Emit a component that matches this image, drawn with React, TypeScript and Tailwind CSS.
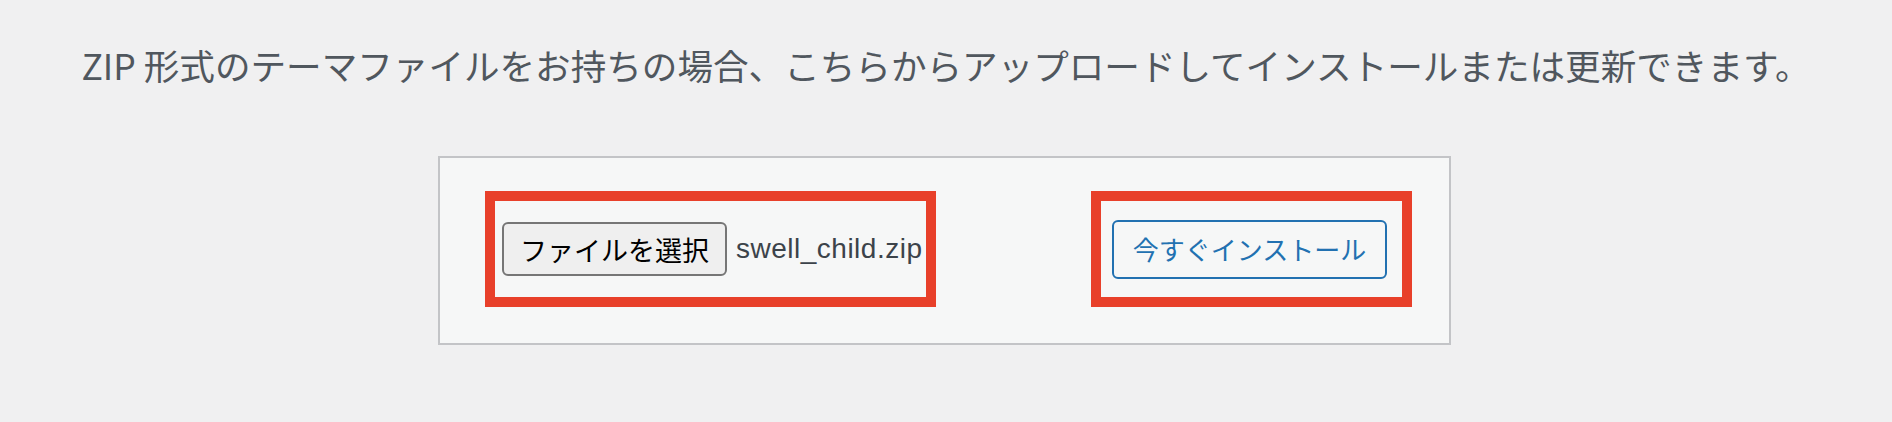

········

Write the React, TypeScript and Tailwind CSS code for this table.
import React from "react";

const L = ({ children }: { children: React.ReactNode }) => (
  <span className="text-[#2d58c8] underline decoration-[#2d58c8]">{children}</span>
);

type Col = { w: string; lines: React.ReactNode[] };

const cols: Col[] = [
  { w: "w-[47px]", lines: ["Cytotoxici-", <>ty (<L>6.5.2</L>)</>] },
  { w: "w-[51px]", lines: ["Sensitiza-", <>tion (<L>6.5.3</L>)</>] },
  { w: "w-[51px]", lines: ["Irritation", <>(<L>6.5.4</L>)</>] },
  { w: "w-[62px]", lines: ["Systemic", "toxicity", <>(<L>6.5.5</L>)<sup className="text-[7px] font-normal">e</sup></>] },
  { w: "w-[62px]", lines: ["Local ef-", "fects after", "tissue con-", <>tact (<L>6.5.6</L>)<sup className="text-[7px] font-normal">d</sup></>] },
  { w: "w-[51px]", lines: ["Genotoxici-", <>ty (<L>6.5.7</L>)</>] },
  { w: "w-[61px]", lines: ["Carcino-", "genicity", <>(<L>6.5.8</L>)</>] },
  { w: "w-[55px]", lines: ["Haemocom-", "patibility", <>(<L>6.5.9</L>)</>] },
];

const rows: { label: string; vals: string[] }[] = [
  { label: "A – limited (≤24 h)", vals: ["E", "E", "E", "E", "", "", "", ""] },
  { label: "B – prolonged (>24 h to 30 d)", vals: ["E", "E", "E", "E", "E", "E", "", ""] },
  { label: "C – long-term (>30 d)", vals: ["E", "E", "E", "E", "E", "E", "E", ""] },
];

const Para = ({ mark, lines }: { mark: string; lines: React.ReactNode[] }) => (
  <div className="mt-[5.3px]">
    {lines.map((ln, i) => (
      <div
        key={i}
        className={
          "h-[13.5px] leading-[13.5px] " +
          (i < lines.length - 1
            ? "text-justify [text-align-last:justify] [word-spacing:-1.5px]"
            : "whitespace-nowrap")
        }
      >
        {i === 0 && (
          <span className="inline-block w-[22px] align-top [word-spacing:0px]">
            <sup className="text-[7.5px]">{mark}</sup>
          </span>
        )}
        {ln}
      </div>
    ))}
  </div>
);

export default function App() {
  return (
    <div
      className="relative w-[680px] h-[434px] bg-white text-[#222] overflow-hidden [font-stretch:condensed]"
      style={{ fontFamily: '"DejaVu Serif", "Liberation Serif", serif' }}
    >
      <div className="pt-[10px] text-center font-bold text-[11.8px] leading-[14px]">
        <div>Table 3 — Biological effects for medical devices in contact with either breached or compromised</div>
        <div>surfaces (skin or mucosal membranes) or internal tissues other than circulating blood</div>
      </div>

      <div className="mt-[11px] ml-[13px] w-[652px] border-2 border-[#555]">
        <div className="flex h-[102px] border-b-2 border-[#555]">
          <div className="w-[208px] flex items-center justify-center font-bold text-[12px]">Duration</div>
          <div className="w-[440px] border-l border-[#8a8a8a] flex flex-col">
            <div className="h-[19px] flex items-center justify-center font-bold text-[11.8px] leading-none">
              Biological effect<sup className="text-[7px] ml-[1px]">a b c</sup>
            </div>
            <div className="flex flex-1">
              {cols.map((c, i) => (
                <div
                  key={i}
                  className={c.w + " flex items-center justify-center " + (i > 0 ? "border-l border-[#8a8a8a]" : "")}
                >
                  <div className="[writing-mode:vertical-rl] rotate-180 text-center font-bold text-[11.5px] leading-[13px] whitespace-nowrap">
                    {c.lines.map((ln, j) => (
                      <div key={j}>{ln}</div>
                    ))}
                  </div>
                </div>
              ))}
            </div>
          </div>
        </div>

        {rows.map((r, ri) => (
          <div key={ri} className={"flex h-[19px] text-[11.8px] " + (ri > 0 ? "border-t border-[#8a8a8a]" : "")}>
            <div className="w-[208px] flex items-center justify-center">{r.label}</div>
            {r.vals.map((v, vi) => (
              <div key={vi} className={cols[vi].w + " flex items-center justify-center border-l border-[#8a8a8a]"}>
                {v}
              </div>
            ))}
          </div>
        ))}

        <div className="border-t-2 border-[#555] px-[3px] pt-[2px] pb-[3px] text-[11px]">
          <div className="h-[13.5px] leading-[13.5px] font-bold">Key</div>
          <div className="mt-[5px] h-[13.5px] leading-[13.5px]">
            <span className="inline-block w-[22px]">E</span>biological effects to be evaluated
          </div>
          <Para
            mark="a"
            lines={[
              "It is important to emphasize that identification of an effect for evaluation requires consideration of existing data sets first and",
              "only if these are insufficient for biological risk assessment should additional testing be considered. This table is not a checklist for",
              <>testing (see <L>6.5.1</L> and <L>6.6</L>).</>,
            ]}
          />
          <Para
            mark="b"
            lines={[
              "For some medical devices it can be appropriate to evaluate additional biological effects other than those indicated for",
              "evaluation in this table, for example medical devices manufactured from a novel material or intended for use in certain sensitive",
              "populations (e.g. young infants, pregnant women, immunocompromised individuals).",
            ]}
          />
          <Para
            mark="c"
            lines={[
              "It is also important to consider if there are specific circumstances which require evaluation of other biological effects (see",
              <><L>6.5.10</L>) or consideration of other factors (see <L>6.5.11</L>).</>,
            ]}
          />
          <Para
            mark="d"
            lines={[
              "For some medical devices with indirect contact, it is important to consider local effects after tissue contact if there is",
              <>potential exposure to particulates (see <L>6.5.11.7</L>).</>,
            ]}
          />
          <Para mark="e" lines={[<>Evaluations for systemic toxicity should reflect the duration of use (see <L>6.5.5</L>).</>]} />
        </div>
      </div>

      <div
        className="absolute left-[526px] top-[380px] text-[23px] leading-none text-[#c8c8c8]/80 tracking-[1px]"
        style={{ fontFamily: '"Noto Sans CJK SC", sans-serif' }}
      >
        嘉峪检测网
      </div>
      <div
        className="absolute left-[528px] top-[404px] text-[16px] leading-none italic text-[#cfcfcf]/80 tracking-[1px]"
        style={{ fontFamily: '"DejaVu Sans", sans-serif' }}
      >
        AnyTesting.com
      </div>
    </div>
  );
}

········

AIM:
List all lines in the material containing the string "that".

TASK RESULT:
Emit a component that matches this image, drawn with React, TypeScript and Tailwind CSS.
              "It is important to emphasize that identification of an effect for evaluation requires consideration of existing data sets first and",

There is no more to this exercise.